● Problem to solve
Your task is to output the listing word for word, with pictures excluded.

● Data
◆ ◆ ◆

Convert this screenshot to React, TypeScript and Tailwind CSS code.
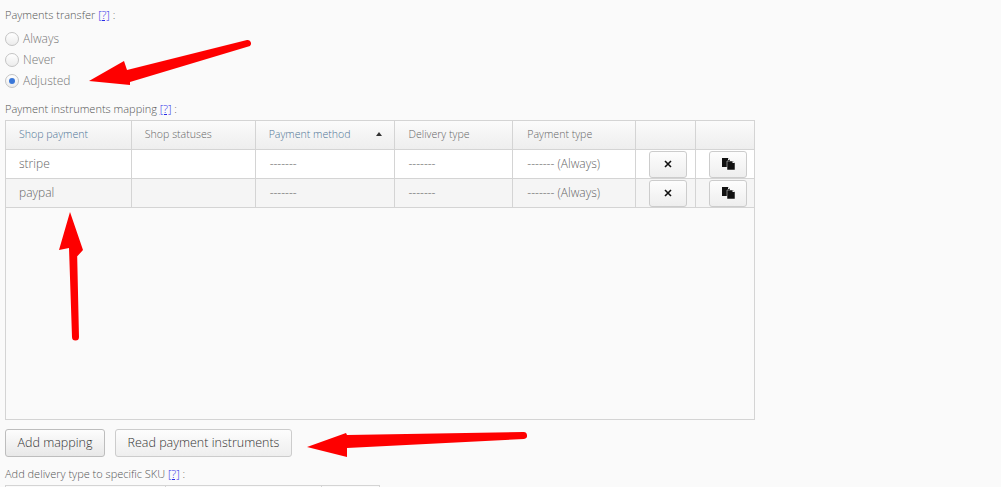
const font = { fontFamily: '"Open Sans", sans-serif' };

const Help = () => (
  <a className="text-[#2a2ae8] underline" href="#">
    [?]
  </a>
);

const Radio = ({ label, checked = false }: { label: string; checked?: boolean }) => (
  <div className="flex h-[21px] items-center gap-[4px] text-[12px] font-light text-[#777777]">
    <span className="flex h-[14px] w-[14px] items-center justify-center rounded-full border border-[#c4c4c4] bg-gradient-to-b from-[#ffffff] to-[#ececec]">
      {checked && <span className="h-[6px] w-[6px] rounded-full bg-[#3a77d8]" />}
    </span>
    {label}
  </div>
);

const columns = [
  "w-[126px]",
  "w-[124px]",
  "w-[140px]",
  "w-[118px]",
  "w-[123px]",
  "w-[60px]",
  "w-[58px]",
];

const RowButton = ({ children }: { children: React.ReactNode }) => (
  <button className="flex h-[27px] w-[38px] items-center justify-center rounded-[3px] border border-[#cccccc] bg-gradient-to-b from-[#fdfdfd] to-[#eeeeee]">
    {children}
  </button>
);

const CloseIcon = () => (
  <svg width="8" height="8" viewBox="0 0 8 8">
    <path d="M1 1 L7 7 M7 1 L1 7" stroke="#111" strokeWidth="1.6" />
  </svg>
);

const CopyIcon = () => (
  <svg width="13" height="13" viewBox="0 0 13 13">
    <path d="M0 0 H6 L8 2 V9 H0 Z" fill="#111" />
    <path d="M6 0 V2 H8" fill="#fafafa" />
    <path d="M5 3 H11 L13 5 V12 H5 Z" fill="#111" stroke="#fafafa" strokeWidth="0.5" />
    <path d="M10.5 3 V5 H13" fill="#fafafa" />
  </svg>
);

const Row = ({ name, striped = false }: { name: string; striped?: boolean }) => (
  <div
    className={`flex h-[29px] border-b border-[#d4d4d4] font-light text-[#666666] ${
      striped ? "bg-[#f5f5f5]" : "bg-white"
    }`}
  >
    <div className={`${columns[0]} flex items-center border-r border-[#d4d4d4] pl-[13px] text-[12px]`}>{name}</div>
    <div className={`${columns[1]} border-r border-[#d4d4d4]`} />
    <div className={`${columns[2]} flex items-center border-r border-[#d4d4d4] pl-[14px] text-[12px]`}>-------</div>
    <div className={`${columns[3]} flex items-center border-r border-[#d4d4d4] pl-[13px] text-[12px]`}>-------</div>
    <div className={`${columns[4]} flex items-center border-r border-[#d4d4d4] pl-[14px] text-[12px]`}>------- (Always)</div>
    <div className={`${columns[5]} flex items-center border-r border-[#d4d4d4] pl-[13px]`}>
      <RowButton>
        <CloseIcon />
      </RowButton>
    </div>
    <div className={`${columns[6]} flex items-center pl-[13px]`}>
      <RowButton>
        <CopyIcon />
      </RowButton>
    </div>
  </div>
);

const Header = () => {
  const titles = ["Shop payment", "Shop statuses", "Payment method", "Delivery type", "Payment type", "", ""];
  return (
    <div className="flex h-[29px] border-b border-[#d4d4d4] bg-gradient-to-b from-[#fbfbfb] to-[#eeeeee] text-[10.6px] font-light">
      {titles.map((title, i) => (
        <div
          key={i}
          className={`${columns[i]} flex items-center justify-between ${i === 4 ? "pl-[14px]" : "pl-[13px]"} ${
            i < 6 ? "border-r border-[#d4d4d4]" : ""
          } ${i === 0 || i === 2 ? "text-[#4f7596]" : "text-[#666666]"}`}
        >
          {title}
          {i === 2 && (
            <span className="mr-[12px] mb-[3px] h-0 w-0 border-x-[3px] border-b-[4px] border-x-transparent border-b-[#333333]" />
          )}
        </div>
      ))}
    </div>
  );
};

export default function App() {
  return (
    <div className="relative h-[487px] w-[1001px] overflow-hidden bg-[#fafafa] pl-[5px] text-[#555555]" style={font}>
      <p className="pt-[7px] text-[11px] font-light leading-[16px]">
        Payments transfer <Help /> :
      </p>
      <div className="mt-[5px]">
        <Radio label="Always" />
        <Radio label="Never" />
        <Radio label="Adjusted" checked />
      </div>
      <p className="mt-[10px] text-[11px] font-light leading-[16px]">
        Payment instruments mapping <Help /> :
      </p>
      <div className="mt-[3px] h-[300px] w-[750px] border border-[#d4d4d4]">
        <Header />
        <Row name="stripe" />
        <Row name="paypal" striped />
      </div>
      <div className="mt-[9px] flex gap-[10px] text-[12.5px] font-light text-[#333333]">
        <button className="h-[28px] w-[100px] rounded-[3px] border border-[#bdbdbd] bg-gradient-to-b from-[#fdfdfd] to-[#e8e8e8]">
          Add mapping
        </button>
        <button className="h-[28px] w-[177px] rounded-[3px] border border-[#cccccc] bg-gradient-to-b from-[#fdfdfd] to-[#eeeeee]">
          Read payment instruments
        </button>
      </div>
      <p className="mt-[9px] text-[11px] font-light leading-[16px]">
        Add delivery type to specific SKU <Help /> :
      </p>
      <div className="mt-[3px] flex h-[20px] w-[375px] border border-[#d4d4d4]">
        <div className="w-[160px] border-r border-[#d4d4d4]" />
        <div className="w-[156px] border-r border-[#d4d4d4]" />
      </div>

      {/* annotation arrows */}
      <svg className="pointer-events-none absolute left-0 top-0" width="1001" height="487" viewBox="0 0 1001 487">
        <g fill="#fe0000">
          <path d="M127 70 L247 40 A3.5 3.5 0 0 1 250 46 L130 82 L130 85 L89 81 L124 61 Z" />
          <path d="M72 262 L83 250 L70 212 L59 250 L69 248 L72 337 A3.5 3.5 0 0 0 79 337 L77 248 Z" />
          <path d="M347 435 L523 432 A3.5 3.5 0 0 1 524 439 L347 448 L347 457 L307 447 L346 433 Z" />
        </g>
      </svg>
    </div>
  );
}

◆ ◆ ◆

● Answer for this exercise
Convert this screenshot to React, TypeScript and Tailwind CSS code.
const font = { fontFamily: '"Open Sans", sans-serif' };

const Help = () => (
  <a className="text-[#2a2ae8] underline" href="#">
    [?]
  </a>
);

const Radio = ({ label, checked = false }: { label: string; checked?: boolean }) => (
  <div className="flex h-[21px] items-center gap-[4px] text-[12px] font-light text-[#777777]">
    <span className="flex h-[14px] w-[14px] items-center justify-center rounded-full border border-[#c4c4c4] bg-gradient-to-b from-[#ffffff] to-[#ececec]">
      {checked && <span className="h-[6px] w-[6px] rounded-full bg-[#3a77d8]" />}
    </span>
    {label}
  </div>
);

const columns = [
  "w-[126px]",
  "w-[124px]",
  "w-[140px]",
  "w-[118px]",
  "w-[123px]",
  "w-[60px]",
  "w-[58px]",
];

const RowButton = ({ children }: { children: React.ReactNode }) => (
  <button className="flex h-[27px] w-[38px] items-center justify-center rounded-[3px] border border-[#cccccc] bg-gradient-to-b from-[#fdfdfd] to-[#eeeeee]">
    {children}
  </button>
);

const CloseIcon = () => (
  <svg width="8" height="8" viewBox="0 0 8 8">
    <path d="M1 1 L7 7 M7 1 L1 7" stroke="#111" strokeWidth="1.6" />
  </svg>
);

const CopyIcon = () => (
  <svg width="13" height="13" viewBox="0 0 13 13">
    <path d="M0 0 H6 L8 2 V9 H0 Z" fill="#111" />
    <path d="M6 0 V2 H8" fill="#fafafa" />
    <path d="M5 3 H11 L13 5 V12 H5 Z" fill="#111" stroke="#fafafa" strokeWidth="0.5" />
    <path d="M10.5 3 V5 H13" fill="#fafafa" />
  </svg>
);

const Row = ({ name, striped = false }: { name: string; striped?: boolean }) => (
  <div
    className={`flex h-[29px] border-b border-[#d4d4d4] font-light text-[#666666] ${
      striped ? "bg-[#f5f5f5]" : "bg-white"
    }`}
  >
    <div className={`${columns[0]} flex items-center border-r border-[#d4d4d4] pl-[13px] text-[12px]`}>{name}</div>
    <div className={`${columns[1]} border-r border-[#d4d4d4]`} />
    <div className={`${columns[2]} flex items-center border-r border-[#d4d4d4] pl-[14px] text-[12px]`}>-------</div>
    <div className={`${columns[3]} flex items-center border-r border-[#d4d4d4] pl-[13px] text-[12px]`}>-------</div>
    <div className={`${columns[4]} flex items-center border-r border-[#d4d4d4] pl-[14px] text-[12px]`}>------- (Always)</div>
    <div className={`${columns[5]} flex items-center border-r border-[#d4d4d4] pl-[13px]`}>
      <RowButton>
        <CloseIcon />
      </RowButton>
    </div>
    <div className={`${columns[6]} flex items-center pl-[13px]`}>
      <RowButton>
        <CopyIcon />
      </RowButton>
    </div>
  </div>
);

const Header = () => {
  const titles = ["Shop payment", "Shop statuses", "Payment method", "Delivery type", "Payment type", "", ""];
  return (
    <div className="flex h-[29px] border-b border-[#d4d4d4] bg-gradient-to-b from-[#fbfbfb] to-[#eeeeee] text-[10.6px] font-light">
      {titles.map((title, i) => (
        <div
          key={i}
          className={`${columns[i]} flex items-center justify-between ${i === 4 ? "pl-[14px]" : "pl-[13px]"} ${
            i < 6 ? "border-r border-[#d4d4d4]" : ""
          } ${i === 0 || i === 2 ? "text-[#4f7596]" : "text-[#666666]"}`}
        >
          {title}
          {i === 2 && (
            <span className="mr-[12px] mb-[3px] h-0 w-0 border-x-[3px] border-b-[4px] border-x-transparent border-b-[#333333]" />
          )}
        </div>
      ))}
    </div>
  );
};

export default function App() {
  return (
    <div className="relative h-[487px] w-[1001px] overflow-hidden bg-[#fafafa] pl-[5px] text-[#555555]" style={font}>
      <p className="pt-[7px] text-[11px] font-light leading-[16px]">
        Payments transfer <Help /> :
      </p>
      <div className="mt-[5px]">
        <Radio label="Always" />
        <Radio label="Never" />
        <Radio label="Adjusted" checked />
      </div>
      <p className="mt-[10px] text-[11px] font-light leading-[16px]">
        Payment instruments mapping <Help /> :
      </p>
      <div className="mt-[3px] h-[300px] w-[750px] border border-[#d4d4d4]">
        <Header />
        <Row name="stripe" />
        <Row name="paypal" striped />
      </div>
      <div className="mt-[9px] flex gap-[10px] text-[12.5px] font-light text-[#333333]">
        <button className="h-[28px] w-[100px] rounded-[3px] border border-[#bdbdbd] bg-gradient-to-b from-[#fdfdfd] to-[#e8e8e8]">
          Add mapping
        </button>
        <button className="h-[28px] w-[177px] rounded-[3px] border border-[#cccccc] bg-gradient-to-b from-[#fdfdfd] to-[#eeeeee]">
          Read payment instruments
        </button>
      </div>
      <p className="mt-[9px] text-[11px] font-light leading-[16px]">
        Add delivery type to specific SKU <Help /> :
      </p>
      <div className="mt-[3px] flex h-[20px] w-[375px] border border-[#d4d4d4]">
        <div className="w-[160px] border-r border-[#d4d4d4]" />
        <div className="w-[156px] border-r border-[#d4d4d4]" />
      </div>

      {/* annotation arrows */}
      <svg className="pointer-events-none absolute left-0 top-0" width="1001" height="487" viewBox="0 0 1001 487">
        <g fill="#fe0000">
          <path d="M127 70 L247 40 A3.5 3.5 0 0 1 250 46 L130 82 L130 85 L89 81 L124 61 Z" />
          <path d="M72 262 L83 250 L70 212 L59 250 L69 248 L72 337 A3.5 3.5 0 0 0 79 337 L77 248 Z" />
          <path d="M347 435 L523 432 A3.5 3.5 0 0 1 524 439 L347 448 L347 457 L307 447 L346 433 Z" />
        </g>
      </svg>
    </div>
  );
}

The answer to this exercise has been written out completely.